SI is learned through practice and experience. Our work is a much like a craft. Although crafts produce material goods with the skilled use of the hands, we produce a more organized structure in a fellow being with the use of our hands, words, and thoughts. They provided the structure for preserving and passing on the necessary skills and knowledge base.
My neighbor, who is a blacksmith, told me about the traditional ways of training blacksmiths. One first started as an apprentice. For no pay, but room and board, the apprentice learned the basics of the craft: from cleaning up to maintaining the furnace, he watched and did what he was told. Eventually, he learned enough to be of value in the shop and make things without supervision. He would then put together a piece of work which he could carry with him that showed all the skills he could do — such as riveting, welding, shaping of the metal — and this would be called his “journeyman piece.” He could take this piece and show it to a shop master who could then judge his work and offer him a day’s work for a day’s pay (journee means “day” in French). After he worked as a day laborer for some time and learned more of the craft, he would then create another piece of work showing all the skills of which he was capable. This would be called his “master piece” and would be judged by other masters. If they approved it, he would gain the title of “master” and be able to open his own shop, train apprentices and hire journeymen.

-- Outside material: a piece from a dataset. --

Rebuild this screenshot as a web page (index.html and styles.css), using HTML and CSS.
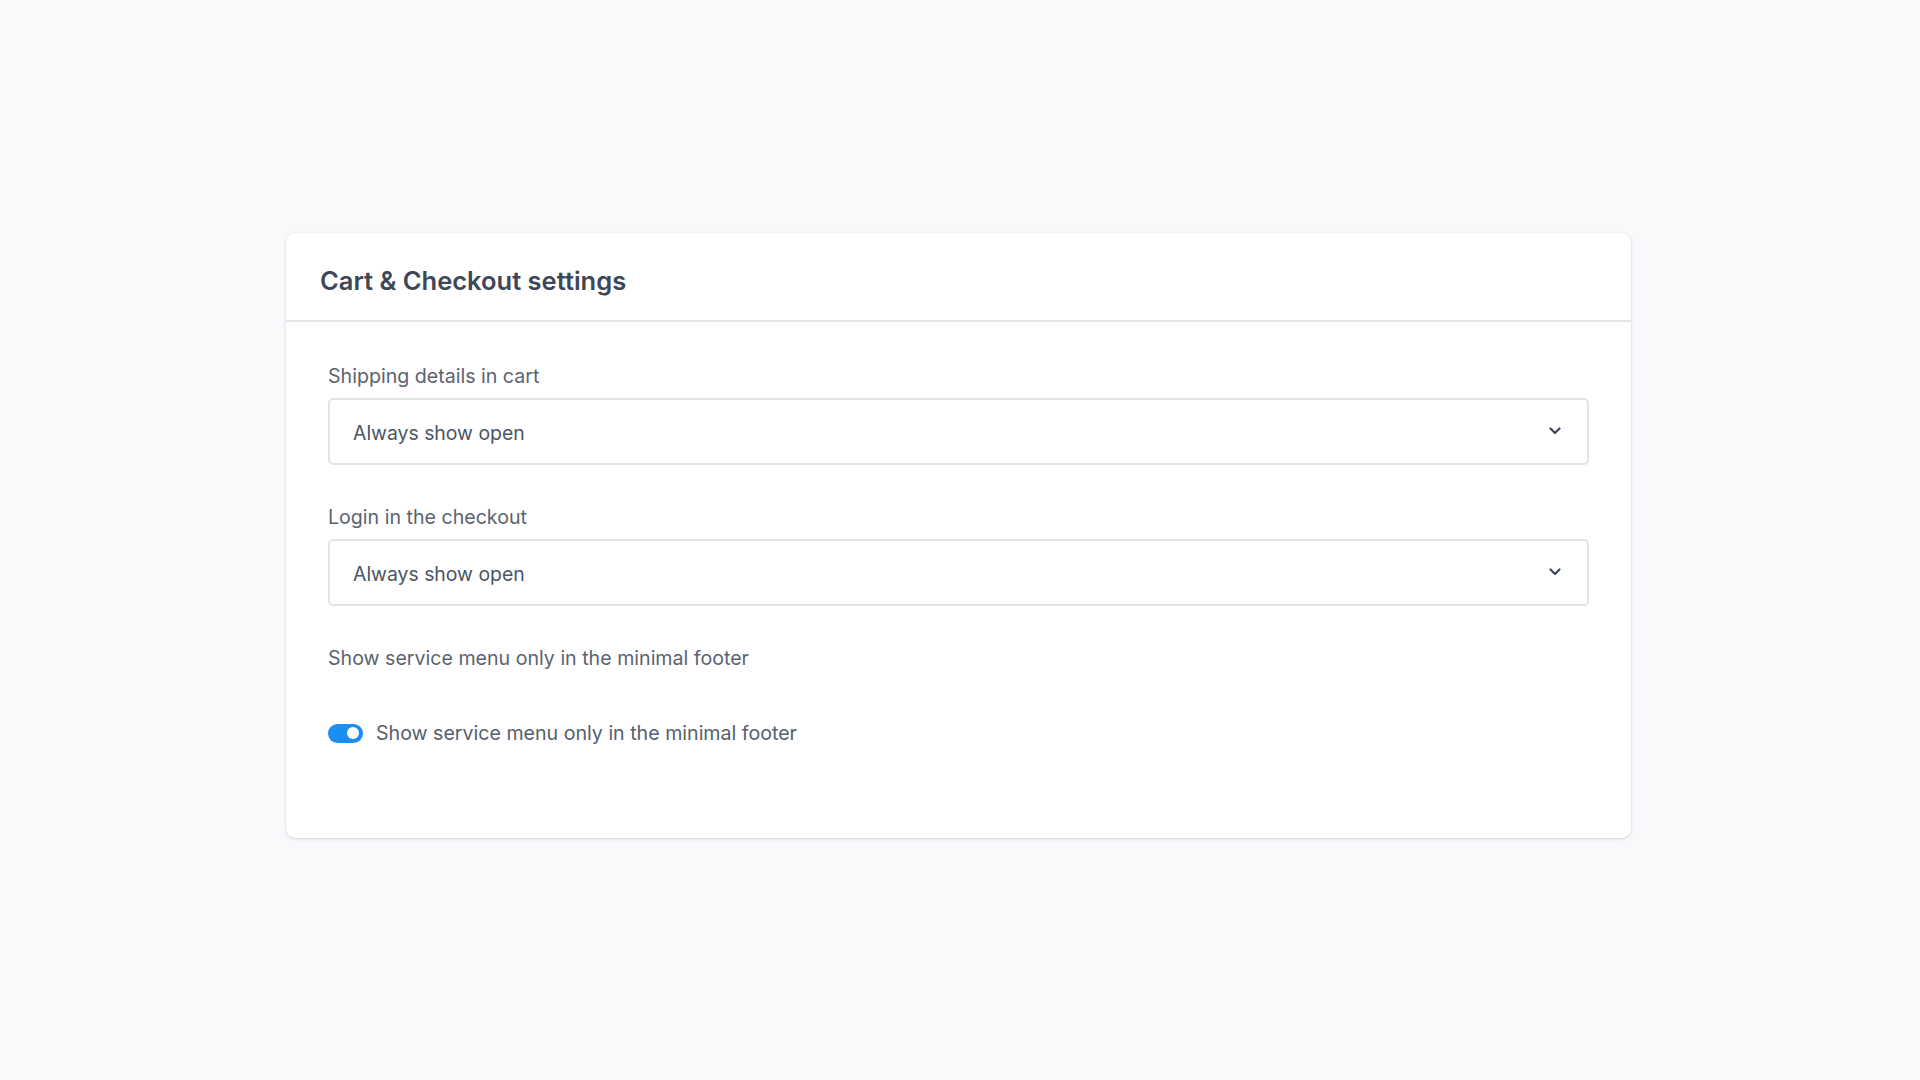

I believe that the educational concepts and the learning curve in SI is probably quite similar to the craft guilds. We are students (apprentices) who work on models until we show enough competence to be let out into the world and work for a living. After some years of work, we begin to master it: to understand how it works and how to apply it in a large variety of unique situations.
Peter Melchior, who equated our work to playing jazz music, would quote trumpet player Dizzy Gillespe, who said, “First you learn the instrument, then you learn the music, then you just blow man blow.” The human body is our instrument and the 10 series is our music.
Therefore, learning the 10-series is the key to transmitting the knowledge of Structural Integration in a very clear and efficient manner. It is how we learn. It gives us something to repeat over and over until we “get it.” It forms the basis and core of our art.
It follows then that the essence of SI also begins to reveal itself through the practice of the 10-series. When one does an adequate first hour and the client comes in the next time and stands before the practitioner, it is obvious that the lower legs need something. When one does the session well, it is obvious what the client needs when the client comes in the next time. This gives us an understanding of how the parts are related, how they are connected, and what sequencing gets us where. It is this repetition that creates within us, consciously and/or unconsciously, the connections that eventually seem so obvious to the experienced practitioner.
The series also gives us, the practitioners, a common language. For instance, if I am talking to another practitioner and she describes her client by saying, “I just can’t wait to get into his 4th hour line,” I have a fairly good idea of what she is talking about. Or when looking together at a model, if one practitioner says, “I see a shortness in the left 3rd hour line,” and the other may counter, “It looks a little deeper to me.” Both know what the other is describing. Therefore, the series provides a metaphor for us to describe the human body. This method of describing the human is so much richer to me than the talking about anatomical landmarks. It is like my hands understand the concepts of layers and depths as described by such terms as a 3rd or 4th hour more that anatomical terms such as adductors or quadratus lumborum. This interplay of tuch and language has been developed by the practice of the sessions. There is also a greater sense of continuity or flow within the system and less tendency to see just one point or area as separate.
The 10-series is not a rigid prescription. The mark of a master is someone who knows what tools to use, when a shortcut is valuable, when it isn’t, and, who knows what strategies might have the most positive outcomes in unusual situations. They can also work successfully under a variety of situations. Sometimes I am more alert and creative, and can venture out from what I learned, and other days I need the surety that the rote memorization of the 10-series gives me. I also know where I am headed, what I need to do, and what can be handled later. I begin to see the series as a whole 10-hour session process of work rather than ten related individualized sessions.
The recipe of the sessions is also not the end of our work. It is the starting point. The 10-series is significant because it is how the information of SI is transmitted in a way that can be understood by others. As this knowledge is incorporated and integrated within the individual practitioner, it leads to other discoveries: some of which are direct additions to the SI work, some of which develop into new paths of exploration.
Perhaps one could define SI as something that one learns through experiencing the work, receiving adequate instruction and practicing a series of sessions on a variety of subjects over an extended period of time. And if we do decide to look at our educational process as a process similar to a craft,(2) how do we insure that our apprentices have received enough education/experience to become honest journeymen? How do we give journeymen the experience and additional education needed to become masters? How do we decide if one’s experience/ education is sufficient to become a master/teacher? And are a master and a teacher the same thing?